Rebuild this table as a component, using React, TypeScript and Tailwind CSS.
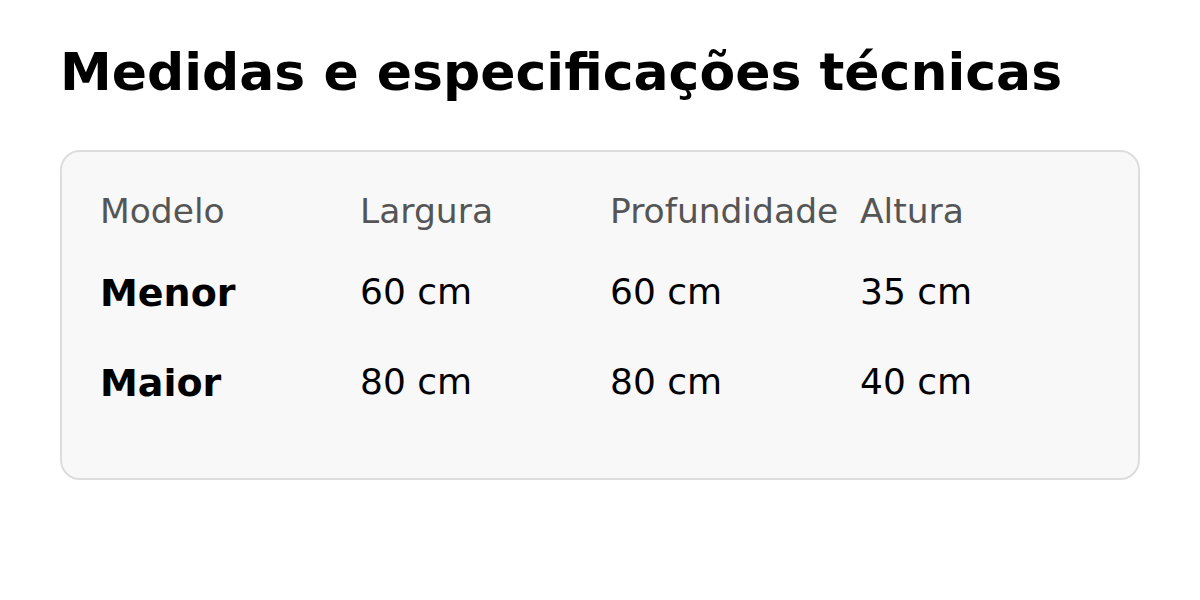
import React from "react";

const rows = [
  { model: "Menor", w: "60 cm", d: "60 cm", h: "35 cm" },
  { model: "Maior", w: "80 cm", d: "80 cm", h: "40 cm" },
];

export default function App() {
  return (
    <div
      className="w-[1200px] h-[600px] bg-white px-[60px] pt-[39px] text-black"
      style={{ fontFamily: '"DejaVu Sans", sans-serif' }}
    >
      <h1 className="text-[52px] font-bold leading-[66px] m-0">
        Medidas e especificações técnicas
      </h1>
      <div className="mt-[45px] w-[1080px] h-[330px] border-2 border-[#dddddd] rounded-[20px] bg-[#f8f8f8] pl-[38px] pt-[34px]">
        <div className="grid grid-cols-[260px_250px_250px_1fr] text-[#555555] text-[34.5px] leading-normal">
          <div>Modelo</div>
          <div>Largura</div>
          <div>Profundidade</div>
          <div>Altura</div>
        </div>
        <div className="mt-[27px] flex flex-col">
          {rows.map((r) => (
            <div
              key={r.model}
              className="grid h-[90px] grid-cols-[260px_250px_250px_1fr] items-start text-[36px] leading-normal"
            >
              <div className="font-bold text-[38px]">{r.model}</div>
              <div>{r.w}</div>
              <div>{r.d}</div>
              <div>{r.h}</div>
            </div>
          ))}
        </div>
      </div>
    </div>
  );
}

____

PROBLEM REQUIREMENTS:
Track down every line with the word "React" and copy it.

ANSWER TO THE PROBLEM:
Rebuild this table as a component, using React, TypeScript and Tailwind CSS.
import React from "react";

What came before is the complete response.